La vie brève de Jan Palach

Auteur : Anthony Sitruk
Editeur : Le Dilettante

Prague, aujourd’hui, sur les traces de Jan Palach, étudiant tchèque qui en janvier 1969 avait donné sa vie en s’immolant par le feu, pour protester contre la fin du Printemps de Prague et l’invasion de son pays par les forces du Pacte de Varsovie.

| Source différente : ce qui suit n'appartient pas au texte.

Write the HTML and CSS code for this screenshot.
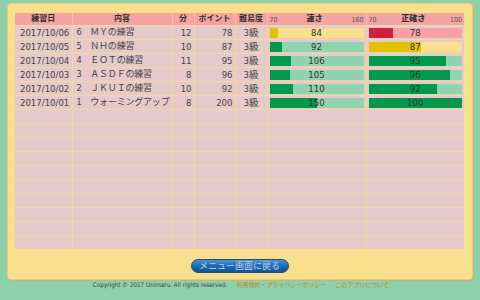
FILE: index.html
```html
<!DOCTYPE html>
<html>

<head>
    <title>練習の記録</title>
    <meta charset="utf-8">
    <meta name="viewport" content="width=device-width, initial-scale=1.0">
    <link rel="stylesheet" href="styles.css">
</head>

<body>

    <div class="waku">
        <table class="kiroku">
            <colgroup>
                <col class="c-hi">
                <col class="c-naiyou">
                <col class="c-fun">
                <col class="c-pt">
                <col class="c-nan">
                <col class="c-haya">
                <col class="c-sei">
            </colgroup>
            <thead>
                <tr>
                    <th>練習日</th>
                    <th>内容</th>
                    <th>分</th>
                    <th>ポイント</th>
                    <th>難易度</th>
                    <th><div class="scale"><span>70</span><b>速さ</b><span>160</span></div></th>
                    <th><div class="scale"><span>70</span><b>正確さ</b><span>100</span></div></th>
                </tr>
            </thead>
            <tbody>
                <tr>
                    <td>2017/10/06</td>
                    <td class="naiyou">6　ＭＹの練習</td>
                    <td class="num">12</td>
                    <td class="num">78</td>
                    <td class="kyu">3級</td>
                    <td><div class="bar kiiro"><div class="fill" style="width:8.75%"></div><span>84</span></div></td>
                    <td><div class="bar aka"><div class="fill" style="width:26.67%"></div><span>78</span></div></td>
                </tr>
                <tr>
                    <td>2017/10/05</td>
                    <td class="naiyou">5　ＮＨの練習</td>
                    <td class="num">10</td>
                    <td class="num">87</td>
                    <td class="kyu">3級</td>
                    <td><div class="bar midori"><div class="fill" style="width:13.75%"></div><span>92</span></div></td>
                    <td><div class="bar kiiro"><div class="fill" style="width:56.67%"></div><span>87</span></div></td>
                </tr>
                <tr>
                    <td>2017/10/04</td>
                    <td class="naiyou">4　ＥＯＴの練習</td>
                    <td class="num">11</td>
                    <td class="num">95</td>
                    <td class="kyu">3級</td>
                    <td><div class="bar midori"><div class="fill" style="width:22.5%"></div><span>106</span></div></td>
                    <td><div class="bar midori"><div class="fill" style="width:83.33%"></div><span>95</span></div></td>
                </tr>
                <tr>
                    <td>2017/10/03</td>
                    <td class="naiyou">3　ＡＳＤＦの練習</td>
                    <td class="num">8</td>
                    <td class="num">96</td>
                    <td class="kyu">3級</td>
                    <td><div class="bar midori"><div class="fill" style="width:21.88%"></div><span>105</span></div></td>
                    <td><div class="bar midori"><div class="fill" style="width:86.67%"></div><span>96</span></div></td>
                </tr>
                <tr>
                    <td>2017/10/02</td>
                    <td class="naiyou">2　ＪＫＵＩの練習</td>
                    <td class="num">10</td>
                    <td class="num">92</td>
                    <td class="kyu">3級</td>
                    <td><div class="bar midori"><div class="fill" style="width:25%"></div><span>110</span></div></td>
                    <td><div class="bar midori"><div class="fill" style="width:73.33%"></div><span>92</span></div></td>
                </tr>
                <tr>
                    <td>2017/10/01</td>
                    <td class="naiyou">1　ウォーミングアップ</td>
                    <td class="num">8</td>
                    <td class="num">200</td>
                    <td class="kyu">3級</td>
                    <td><div class="bar midori"><div class="fill" style="width:50%"></div><span>150</span></div></td>
                    <td><div class="bar midori"><div class="fill" style="width:100%"></div><span>100</span></div></td>
                </tr>
                <!-- 空の行 -->
                <tr><td></td><td></td><td></td><td></td><td></td><td></td><td></td></tr>
                <tr><td></td><td></td><td></td><td></td><td></td><td></td><td></td></tr>
                <tr><td></td><td></td><td></td><td></td><td></td><td></td><td></td></tr>
                <tr><td></td><td></td><td></td><td></td><td></td><td></td><td></td></tr>
                <tr><td></td><td></td><td></td><td></td><td></td><td></td><td></td></tr>
                <tr><td></td><td></td><td></td><td></td><td></td><td></td><td></td></tr>
                <tr><td></td><td></td><td></td><td></td><td></td><td></td><td></td></tr>
                <tr><td></td><td></td><td></td><td></td><td></td><td></td><td></td></tr>
                <tr><td></td><td></td><td></td><td></td><td></td><td></td><td></td></tr>
                <tr><td></td><td></td><td></td><td></td><td></td><td></td><td></td></tr>
            </tbody>
        </table>

        <div class="modoru">
            <button class="menu">メニュー画面に戻る</button>
        </div>
    </div>

    <footer>
        <span>Copyright © 2017 Unimaru. All rights reserved.</span>
        <a href="#">利用規約・プライバシーポリシー</a>
        <a href="#">このアプリについて</a>
    </footer>

</body>

</html>
```

FILE: styles.css
```css
body {
    margin: 0;
    background-color: #8dd0aa;
    font-family: "DejaVu Sans Condensed", "Noto Sans CJK JP", sans-serif;
    color: #444;
}

.waku {
    box-sizing: border-box;
    width: 466px;
    height: 277px;
    margin: 3px 0 0 7px;
    padding: 9px 8px 0 7px;
    background-color: #f8df8c;
    border: 1px solid #ecc878;
    border-radius: 4px;
    box-shadow: 1px 1px 0 #c9b27a;
}

.kiroku {
    width: 449px;
    border-collapse: collapse;
    table-layout: fixed;
    font-size: 9.5px;
}

.c-hi { width: 57px; }
.c-naiyou { width: 100px; }
.c-fun { width: 22px; }
.c-pt { width: 41px; }
.c-nan { width: 32px; }
.c-haya { width: 99px; }
.c-sei { width: 98px; }

th {
    height: 12px;
    padding: 0 2px;
    background-color: #f5a3a3;
    border-left: 1px solid #f4c4b0;
    font-size: 8px;
    font-weight: bold;
    color: #333;
    line-height: 12px;
    white-space: nowrap;
}

th:first-child {
    border-left: none;
}

.scale {
    display: flex;
    justify-content: space-between;
    align-items: flex-end;
}

.scale span {
    font-weight: normal;
    font-size: 7px;
    line-height: 10px;
    color: #555;
}

td {
    height: 13px;
    padding: 0 4px;
    background-color: #e6c9c9;
    border: 1px solid #f2d9a0;
    line-height: 13px;
    white-space: nowrap;
    overflow: hidden;
}

tr td:first-child {
    border-left: none;
    padding-left: 5px;
}

tr td:last-child {
    border-right: none;
}

tbody tr:last-child td {
    border-bottom: none;
}

td.naiyou {
    padding-right: 0;
    font-size: 9px;
    letter-spacing: -0.2px;
}

td.num {
    text-align: right;
    padding-right: 2px;
}

td.kyu {
    text-align: center;
    padding: 0;
}

td:nth-child(6),
td:nth-child(7) {
    padding: 0 2px;
}

.bar {
    position: relative;
    height: 10px;
    text-align: center;
    line-height: 10px;
    color: #333;
}

.bar .fill {
    position: absolute;
    left: 0;
    top: 0;
    bottom: 0;
}

.bar span {
    position: relative;
}

.midori {
    background-color: #8fd4ae;
}

.midori .fill {
    background-color: #009a4f;
}

.kiiro {
    background-color: #f9e08f;
}

.kiiro .fill {
    background-color: #e0c200;
}

.aka {
    background-color: #f5a0a4;
}

.aka .fill {
    background-color: #d21f3e;
}

.modoru {
    text-align: center;
    margin-top: 5px;
}

.menu {
    width: 98px;
    height: 14px;
    padding: 0;
    border: 1px solid #1c4f86;
    border-radius: 7px;
    background: linear-gradient(#4893d6, #1a6cb8 50%, #0d559c);
    color: #c2d2e2;
    font-family: "Noto Sans CJK JP", sans-serif;
    font-size: 9px;
    line-height: 12px;
}

footer {
    display: flex;
    justify-content: center;
    gap: 9px;
    margin-top: 1px;
    margin-left: 2px;
    font-size: 6.3px;
    line-height: 8px;
    color: #444;
}

footer a {
    color: #b58d2e;
    text-decoration: none;
    font-size: 6px;
}
```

Voici enfin la découverte de ce héros libertaire dont le destin a marqué plus d'un pays et trouve encore son écho aujourd'hui.

16,50 €
Parution : Juin 2018
192 pages
ISBN : 978-2-8426-3967-9

Extrait

Ce nom, ferme, fermé, aride, devenu pour moi synonyme de l’horreur, je le lis et l’entends pour la première fois et pendant quelque temps il ne me lâchera plus. Le documentaire est court, moins d’une heure, mais c’est le seul tourné en français et il montre l’essentiel, faisant intervenir le frère de l’étudiant, ceux qui l’ont vu grandir, ceux qui ont tenté de le secourir sur la place Venceslas. Palach lui-même est présent à travers les quelques images que l’on conserve de lui sur son lit d’hôpital, immobile, peinant à formuler les dernières paroles qui, malgré les tissus du visage rigidifiés par les flammes, parviennent jusqu’à nous. Comment oublier les images capturées par Milan Maryška qui reste au chevet de Palach, la caméra à l’épaule, jusqu’au bout de sa mort lente.
Jan Palach.
Ce nom, je me souviens l’avoir répété, souvent, revenant à lui, tournant autour, sans réellement comprendre pourquoi cette assonance (renforcée pour peu qu’elle soit prononcée en tchèque : Jana Palacha) m’avait fasciné, pourquoi j’avais tant l’impression qu’ils, ce nom et son propriétaire, devaient entrer un jour dans l’Histoire, comme s’ils n’avaient d’autre choix, que c’était écrit par je ne sais quelle main, à côté du nom, sur un formulaire administratif rempli à la naissance un matin d’août 1948. Je l’avais répété, ce nom, à maintes reprises – me demandant si l’on doit prononcer le « ch » comme un « k » ou comme un « r » guttural rappelant la jota espagnole. Je l’avais répété aussi à ma petite amie de l’époque, étudiante en histoire de l’art, qui me demandait si j’avais entendu parler du peintre Jan van Eyck, dont une partie de l’œuvre était alors exposée à Bruges, et à qui je rétorquais, sans raison autre que le jeu de mots bidon : « Non, mais je connais Jan Palach. » Ça l’avait fait sourire, et encore, ma mémoire me joue sans doute des tours, peut-être cela ne l’amusa pas tant, du moins pas au bout de la trentième fois. Oui, bon. Nous étions crétins, nous étions jeunes.
Pourtant, jeune, je ne l’étais pas plus que lui. Lui aussi avait l’âge d’enchaîner les films, assis sur la moquette de sa chambre. L’âge de balancer des blagues. L’âge de somnoler, comme je le faisais si bien, moi qui observais de loin les manifestations qui secouaient le pays cet hiver 1997.
Comment avais-je pu oublier?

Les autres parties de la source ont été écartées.